SET TASK: Skip every image and restate the data word for word.

┌─ SOURCE MATERIAL

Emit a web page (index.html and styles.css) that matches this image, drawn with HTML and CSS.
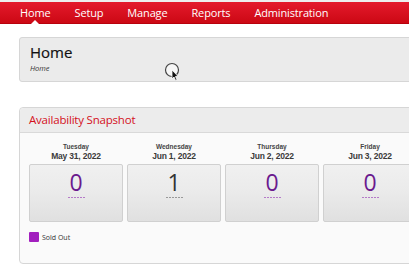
FILE: index.html
```html
<!DOCTYPE html>
<html>
<head>
<meta charset="utf-8">
<link rel="stylesheet" href="styles.css">
</head>
<body>
<div class="topline"></div>
<nav class="nav">
  <a class="nav-item active">Home</a>
  <a class="nav-item">Setup</a>
  <a class="nav-item">Manage</a>
  <a class="nav-item">Reports</a>
  <a class="nav-item">Administration</a>
</nav>
<main class="main">
  <section class="page-head">
    <h1 class="page-title">Home</h1>
    <div class="crumb">Home</div>
  </section>
  <section class="panel">
    <div class="panel-head">Availability Snapshot</div>
    <div class="panel-body">
      <div class="days">
        <div class="day">
          <div class="dow">Tuesday</div>
          <div class="date">May 31, 2022</div>
          <div class="card"><div class="num sold">0</div><div class="dash"></div></div>
        </div>
        <div class="day">
          <div class="dow">Wednesday</div>
          <div class="date">Jun 1, 2022</div>
          <div class="card"><div class="num">1</div><div class="dash gray"></div></div>
        </div>
        <div class="day">
          <div class="dow">Thursday</div>
          <div class="date">Jun 2, 2022</div>
          <div class="card"><div class="num sold">0</div><div class="dash"></div></div>
        </div>
        <div class="day">
          <div class="dow">Friday</div>
          <div class="date">Jun 3, 2022</div>
          <div class="card"><div class="num sold">0</div><div class="dash"></div></div>
        </div>
      </div>
      <div class="legend"><span class="swatch"></span><span class="legend-text">Sold Out</span></div>
    </div>
  </section>
</main>
<svg class="cursor" width="20" height="22" viewBox="0 0 20 22">
  <circle cx="8" cy="8" r="6.5" fill="rgba(255,255,255,0.6)" stroke="#444" stroke-width="1.2"/>
  <path d="M8 8 L8 17 L10 15 L11.6 18.5 L13 17.8 L11.5 14.5 L14 14.3 Z" fill="#111" stroke="#fff" stroke-width="0.8"/>
</svg>
</body>
</html>
```
FILE: styles.css
```css
html, body {
  margin: 0;
  padding: 0;
  background: #fff;
  overflow: hidden;
  width: 409px;
  height: 275px;
}
body {
  font-family: "Open Sans", "DejaVu Sans", sans-serif;
  color: #222;
  position: relative;
}
.topline {
  height: 2px;
  background: #eeeeee;
}
.nav {
  height: 21px;
  display: flex;
  padding-left: 8px;
  background: linear-gradient(#e41a2c, #cc0814);
  border-bottom: 1px solid #b8000c;
}
.nav-item {
  position: relative;
  color: #fff;
  font-size: 11px;
  letter-spacing: -0.15px;
  line-height: 21px;
  padding: 0 12px;
  white-space: nowrap;
}
.nav-item.active::after {
  content: "";
  position: absolute;
  left: 50%;
  bottom: -1px;
  margin-left: -4px;
  border-left: 4px solid transparent;
  border-right: 4px solid transparent;
  border-bottom: 4px solid #fff;
}
.main {
  padding: 13px 0 0 19px;
  width: 520px;
}
.page-head {
  height: 43px;
  background: #ebebeb;
  border: 1px solid #d6d6d6;
  border-radius: 3px;
  padding: 0 10px;
  box-sizing: content-box;
}
.page-title {
  margin: 0;
  padding-top: 4px;
  font-size: 15px;
  font-weight: 400;
  line-height: 20px;
  color: #111;
  -webkit-text-stroke: 0.2px #111;
}
.crumb {
  font-size: 7.5px;
  font-style: italic;
  color: #333;
  line-height: 10px;
  margin-top: 1px;
}
.panel {
  margin-top: 25px;
  border: 1px solid #d6d6d6;
  border-radius: 4px;
  background: #fafafa;
}
.panel-head {
  height: 24px;
  line-height: 24px;
  padding-left: 9px;
  background: #ececec;
  border-bottom: 1px solid #d9d9d9;
  color: #d4101c;
  font-size: 11.5px;
  letter-spacing: -0.2px;
  border-radius: 4px 4px 0 0;
}
.panel-body {
  padding: 9px 9px 21px 9px;
}
.days {
  display: flex;
  gap: 4px;
}
.day {
  width: 94px;
  flex: none;
  text-align: center;
}
.dow {
  font-family: "Liberation Sans", Arial, sans-serif;
  font-weight: 700;
  font-size: 6.5px;
  line-height: 9px;
  color: #444;
}
.date {
  font-family: "Liberation Sans", Arial, sans-serif;
  font-weight: 700;
  font-size: 8.5px;
  letter-spacing: -0.2px;
  line-height: 11px;
  color: #3a3a3a;
  margin-bottom: 2px;
}
.card {
  border: 1px solid #d0d0d0;
  border-radius: 2px;
  background: linear-gradient(#f0f0f0 0%, #ebebeb 45%, #e0e0e0 100%);
  padding-top: 4px;
  box-sizing: content-box;
  height: 52px;
}
.num {
  font-size: 23px;
  line-height: 26px;
  color: #333;
}
.num.sold {
  color: #6b1a8e;
}
.dash {
  width: 17px;
  height: 1px;
  margin: 2px auto 0;
  background: repeating-linear-gradient(90deg, #b57ac8 0 2px, transparent 2px 3px);
}
.dash.gray {
  background: repeating-linear-gradient(90deg, #999 0 2px, transparent 2px 3px);
}
.legend {
  display: flex;
  align-items: center;
  margin-top: 10px;
  height: 10px;
}
.swatch {
  width: 10px;
  height: 10px;
  background: #a21fbe;
  border-radius: 1px;
}
.legend-text {
  font-size: 7px;
  margin-left: 3px;
  color: #333;
}
.cursor {
  position: absolute;
  left: 164px;
  top: 62px;
}
```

└─

ANSWER TO THE TASK:
Emit a web page (index.html and styles.css) that matches this image, drawn with HTML and CSS.
FILE: index.html
```html
<!DOCTYPE html>
<html>
<head>
<meta charset="utf-8">
<link rel="stylesheet" href="styles.css">
</head>
<body>
<div class="topline"></div>
<nav class="nav">
  <a class="nav-item active">Home</a>
  <a class="nav-item">Setup</a>
  <a class="nav-item">Manage</a>
  <a class="nav-item">Reports</a>
  <a class="nav-item">Administration</a>
</nav>
<main class="main">
  <section class="page-head">
    <h1 class="page-title">Home</h1>
    <div class="crumb">Home</div>
  </section>
  <section class="panel">
    <div class="panel-head">Availability Snapshot</div>
    <div class="panel-body">
      <div class="days">
        <div class="day">
          <div class="dow">Tuesday</div>
          <div class="date">May 31, 2022</div>
          <div class="card"><div class="num sold">0</div><div class="dash"></div></div>
        </div>
        <div class="day">
          <div class="dow">Wednesday</div>
          <div class="date">Jun 1, 2022</div>
          <div class="card"><div class="num">1</div><div class="dash gray"></div></div>
        </div>
        <div class="day">
          <div class="dow">Thursday</div>
          <div class="date">Jun 2, 2022</div>
          <div class="card"><div class="num sold">0</div><div class="dash"></div></div>
        </div>
        <div class="day">
          <div class="dow">Friday</div>
          <div class="date">Jun 3, 2022</div>
          <div class="card"><div class="num sold">0</div><div class="dash"></div></div>
        </div>
      </div>
      <div class="legend"><span class="swatch"></span><span class="legend-text">Sold Out</span></div>
    </div>
  </section>
</main>
<svg class="cursor" width="20" height="22" viewBox="0 0 20 22">
  <circle cx="8" cy="8" r="6.5" fill="rgba(255,255,255,0.6)" stroke="#444" stroke-width="1.2"/>
  <path d="M8 8 L8 17 L10 15 L11.6 18.5 L13 17.8 L11.5 14.5 L14 14.3 Z" fill="#111" stroke="#fff" stroke-width="0.8"/>
</svg>
</body>
</html>
```
FILE: styles.css
```css
html, body {
  margin: 0;
  padding: 0;
  background: #fff;
  overflow: hidden;
  width: 409px;
  height: 275px;
}
body {
  font-family: "Open Sans", "DejaVu Sans", sans-serif;
  color: #222;
  position: relative;
}
.topline {
  height: 2px;
  background: #eeeeee;
}
.nav {
  height: 21px;
  display: flex;
  padding-left: 8px;
  background: linear-gradient(#e41a2c, #cc0814);
  border-bottom: 1px solid #b8000c;
}
.nav-item {
  position: relative;
  color: #fff;
  font-size: 11px;
  letter-spacing: -0.15px;
  line-height: 21px;
  padding: 0 12px;
  white-space: nowrap;
}
.nav-item.active::after {
  content: "";
  position: absolute;
  left: 50%;
  bottom: -1px;
  margin-left: -4px;
  border-left: 4px solid transparent;
  border-right: 4px solid transparent;
  border-bottom: 4px solid #fff;
}
.main {
  padding: 13px 0 0 19px;
  width: 520px;
}
.page-head {
  height: 43px;
  background: #ebebeb;
  border: 1px solid #d6d6d6;
  border-radius: 3px;
  padding: 0 10px;
  box-sizing: content-box;
}
.page-title {
  margin: 0;
  padding-top: 4px;
  font-size: 15px;
  font-weight: 400;
  line-height: 20px;
  color: #111;
  -webkit-text-stroke: 0.2px #111;
}
.crumb {
  font-size: 7.5px;
  font-style: italic;
  color: #333;
  line-height: 10px;
  margin-top: 1px;
}
.panel {
  margin-top: 25px;
  border: 1px solid #d6d6d6;
  border-radius: 4px;
  background: #fafafa;
}
.panel-head {
  height: 24px;
  line-height: 24px;
  padding-left: 9px;
  background: #ececec;
  border-bottom: 1px solid #d9d9d9;
  color: #d4101c;
  font-size: 11.5px;
  letter-spacing: -0.2px;
  border-radius: 4px 4px 0 0;
}
.panel-body {
  padding: 9px 9px 21px 9px;
}
.days {
  display: flex;
  gap: 4px;
}
.day {
  width: 94px;
  flex: none;
  text-align: center;
}
.dow {
  font-family: "Liberation Sans", Arial, sans-serif;
  font-weight: 700;
  font-size: 6.5px;
  line-height: 9px;
  color: #444;
}
.date {
  font-family: "Liberation Sans", Arial, sans-serif;
  font-weight: 700;
  font-size: 8.5px;
  letter-spacing: -0.2px;
  line-height: 11px;
  color: #3a3a3a;
  margin-bottom: 2px;
}
.card {
  border: 1px solid #d0d0d0;
  border-radius: 2px;
  background: linear-gradient(#f0f0f0 0%, #ebebeb 45%, #e0e0e0 100%);
  padding-top: 4px;
  box-sizing: content-box;
  height: 52px;
}
.num {
  font-size: 23px;
  line-height: 26px;
  color: #333;
}
.num.sold {
  color: #6b1a8e;
}
.dash {
  width: 17px;
  height: 1px;
  margin: 2px auto 0;
  background: repeating-linear-gradient(90deg, #b57ac8 0 2px, transparent 2px 3px);
}
.dash.gray {
  background: repeating-linear-gradient(90deg, #999 0 2px, transparent 2px 3px);
}
.legend {
  display: flex;
  align-items: center;
  margin-top: 10px;
  height: 10px;
}
.swatch {
  width: 10px;
  height: 10px;
  background: #a21fbe;
  border-radius: 1px;
}
.legend-text {
  font-size: 7px;
  margin-left: 3px;
  color: #333;
}
.cursor {
  position: absolute;
  left: 164px;
  top: 62px;
}
```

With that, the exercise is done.